REQUIREMENTS: Check each line of the records below for the word "this" and copy those where it appears.

═══ RECORDS FOR THE EXERCISE

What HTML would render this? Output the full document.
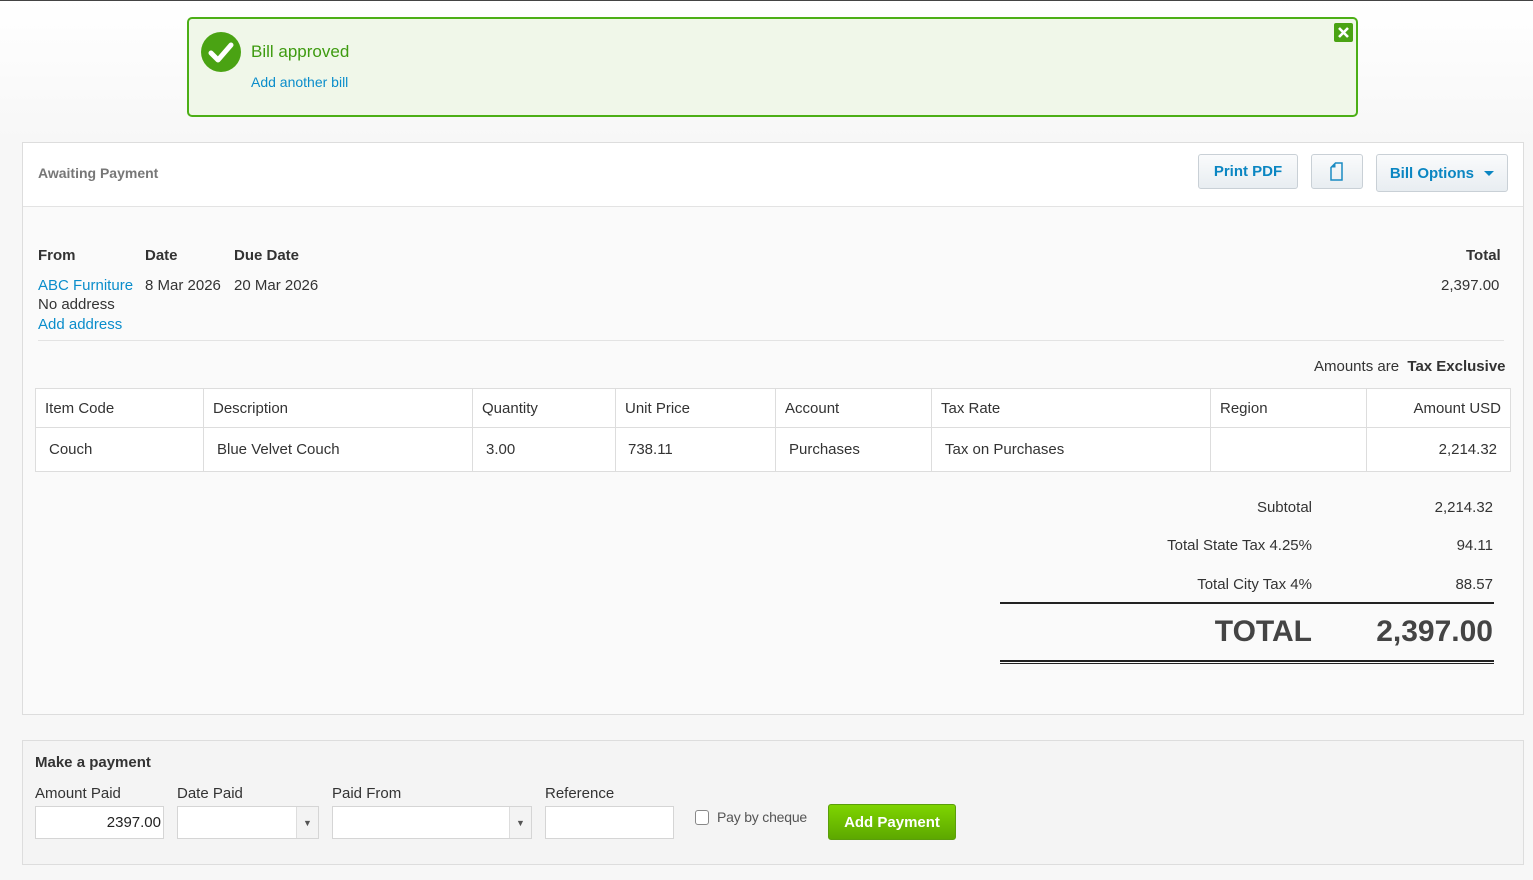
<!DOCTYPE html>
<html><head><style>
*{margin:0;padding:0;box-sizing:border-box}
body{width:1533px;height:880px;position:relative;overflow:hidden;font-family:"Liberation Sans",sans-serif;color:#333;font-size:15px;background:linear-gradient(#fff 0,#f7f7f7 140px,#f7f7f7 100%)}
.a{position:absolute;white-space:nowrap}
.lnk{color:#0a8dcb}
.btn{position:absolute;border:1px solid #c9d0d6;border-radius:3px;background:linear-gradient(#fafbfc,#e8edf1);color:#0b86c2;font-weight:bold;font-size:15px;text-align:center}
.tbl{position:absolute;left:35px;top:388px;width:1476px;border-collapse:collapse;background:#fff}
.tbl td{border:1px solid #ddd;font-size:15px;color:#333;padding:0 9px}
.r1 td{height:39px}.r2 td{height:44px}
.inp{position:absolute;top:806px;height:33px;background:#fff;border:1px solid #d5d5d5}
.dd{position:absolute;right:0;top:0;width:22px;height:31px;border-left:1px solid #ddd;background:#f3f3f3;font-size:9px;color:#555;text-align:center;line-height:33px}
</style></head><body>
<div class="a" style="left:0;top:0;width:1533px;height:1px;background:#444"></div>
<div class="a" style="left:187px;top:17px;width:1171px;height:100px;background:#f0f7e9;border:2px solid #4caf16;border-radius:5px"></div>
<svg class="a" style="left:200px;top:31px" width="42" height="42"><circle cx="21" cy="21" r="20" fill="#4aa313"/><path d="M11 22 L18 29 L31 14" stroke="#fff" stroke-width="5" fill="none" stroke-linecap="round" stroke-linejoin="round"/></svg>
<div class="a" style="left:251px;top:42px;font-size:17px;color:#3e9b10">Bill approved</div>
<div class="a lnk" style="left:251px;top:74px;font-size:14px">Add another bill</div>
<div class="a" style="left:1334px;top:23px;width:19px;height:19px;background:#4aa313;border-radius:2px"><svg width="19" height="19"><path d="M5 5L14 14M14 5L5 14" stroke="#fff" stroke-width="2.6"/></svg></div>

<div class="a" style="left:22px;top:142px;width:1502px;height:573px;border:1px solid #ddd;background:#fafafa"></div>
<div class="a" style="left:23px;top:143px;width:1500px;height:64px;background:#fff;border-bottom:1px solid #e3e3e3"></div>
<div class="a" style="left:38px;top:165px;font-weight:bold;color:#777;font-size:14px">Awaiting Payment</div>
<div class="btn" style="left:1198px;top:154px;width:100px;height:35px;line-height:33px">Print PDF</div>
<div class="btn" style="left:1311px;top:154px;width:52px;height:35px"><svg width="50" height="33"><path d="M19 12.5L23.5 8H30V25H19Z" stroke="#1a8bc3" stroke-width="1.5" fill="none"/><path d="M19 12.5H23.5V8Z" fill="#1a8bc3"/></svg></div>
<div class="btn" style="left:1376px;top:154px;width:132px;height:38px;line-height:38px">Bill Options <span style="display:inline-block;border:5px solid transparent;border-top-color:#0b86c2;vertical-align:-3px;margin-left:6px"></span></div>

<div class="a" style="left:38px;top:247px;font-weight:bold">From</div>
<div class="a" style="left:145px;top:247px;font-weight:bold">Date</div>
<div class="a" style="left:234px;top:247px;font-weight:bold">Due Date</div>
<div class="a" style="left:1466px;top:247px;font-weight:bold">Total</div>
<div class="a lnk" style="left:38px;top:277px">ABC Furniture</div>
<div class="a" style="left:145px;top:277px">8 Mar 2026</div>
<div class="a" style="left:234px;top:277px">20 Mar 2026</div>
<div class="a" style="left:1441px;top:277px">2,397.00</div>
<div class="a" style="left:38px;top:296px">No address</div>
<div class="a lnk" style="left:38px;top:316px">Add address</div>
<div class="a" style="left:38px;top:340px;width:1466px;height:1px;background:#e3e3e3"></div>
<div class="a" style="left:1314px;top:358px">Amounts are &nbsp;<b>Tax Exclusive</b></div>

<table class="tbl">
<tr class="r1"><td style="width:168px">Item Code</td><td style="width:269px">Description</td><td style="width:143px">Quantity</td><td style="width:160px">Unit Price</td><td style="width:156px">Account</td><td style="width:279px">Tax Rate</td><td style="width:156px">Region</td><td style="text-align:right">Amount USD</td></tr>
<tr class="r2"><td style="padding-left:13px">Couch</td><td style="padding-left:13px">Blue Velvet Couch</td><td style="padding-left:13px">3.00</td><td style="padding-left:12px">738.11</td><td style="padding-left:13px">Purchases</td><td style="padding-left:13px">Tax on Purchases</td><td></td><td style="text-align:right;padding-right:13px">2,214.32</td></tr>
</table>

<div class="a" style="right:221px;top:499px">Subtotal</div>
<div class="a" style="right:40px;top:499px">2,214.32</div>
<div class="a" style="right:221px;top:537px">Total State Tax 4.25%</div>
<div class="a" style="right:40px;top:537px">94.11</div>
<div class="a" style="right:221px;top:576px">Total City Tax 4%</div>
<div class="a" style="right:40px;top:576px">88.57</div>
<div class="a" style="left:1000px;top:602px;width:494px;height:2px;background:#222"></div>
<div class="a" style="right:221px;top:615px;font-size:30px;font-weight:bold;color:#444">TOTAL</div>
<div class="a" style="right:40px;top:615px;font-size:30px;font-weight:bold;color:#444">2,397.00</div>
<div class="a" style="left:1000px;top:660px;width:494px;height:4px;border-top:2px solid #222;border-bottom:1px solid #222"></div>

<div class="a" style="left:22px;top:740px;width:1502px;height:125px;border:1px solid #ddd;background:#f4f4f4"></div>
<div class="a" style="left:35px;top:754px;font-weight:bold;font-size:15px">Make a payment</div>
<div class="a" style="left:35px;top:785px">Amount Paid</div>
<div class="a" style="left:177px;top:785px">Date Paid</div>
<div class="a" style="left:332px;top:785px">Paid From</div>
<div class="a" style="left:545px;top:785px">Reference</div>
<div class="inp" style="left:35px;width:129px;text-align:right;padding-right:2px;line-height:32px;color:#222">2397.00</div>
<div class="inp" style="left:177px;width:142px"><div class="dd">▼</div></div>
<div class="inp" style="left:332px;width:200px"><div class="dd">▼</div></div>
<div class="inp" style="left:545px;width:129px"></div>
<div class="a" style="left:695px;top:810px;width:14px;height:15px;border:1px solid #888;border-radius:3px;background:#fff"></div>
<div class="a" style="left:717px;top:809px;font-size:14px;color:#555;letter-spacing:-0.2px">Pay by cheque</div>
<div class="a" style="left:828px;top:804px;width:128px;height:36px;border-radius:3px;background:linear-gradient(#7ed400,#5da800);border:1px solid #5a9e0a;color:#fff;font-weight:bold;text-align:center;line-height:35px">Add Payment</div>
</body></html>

══════
═══ RECORDS FOR THE EXERCISE

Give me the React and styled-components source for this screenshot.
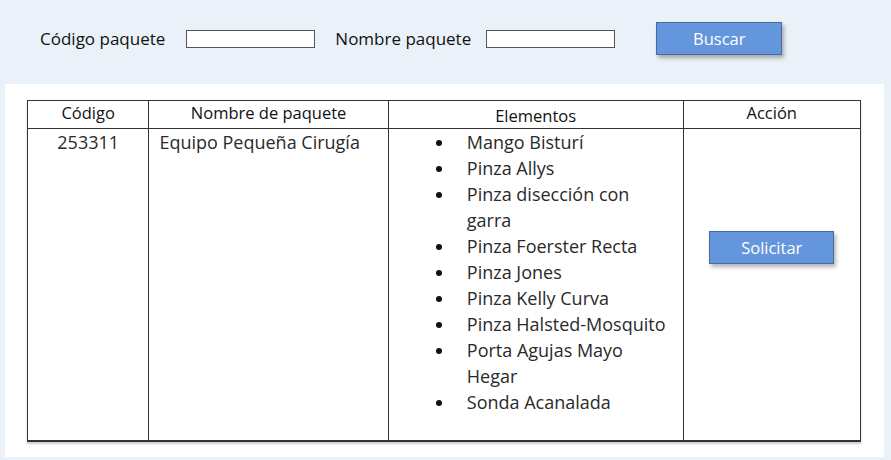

══════

FINISHED TASK:
What HTML would render this? Output the full document.
Give me the React and styled-components source for this screenshot.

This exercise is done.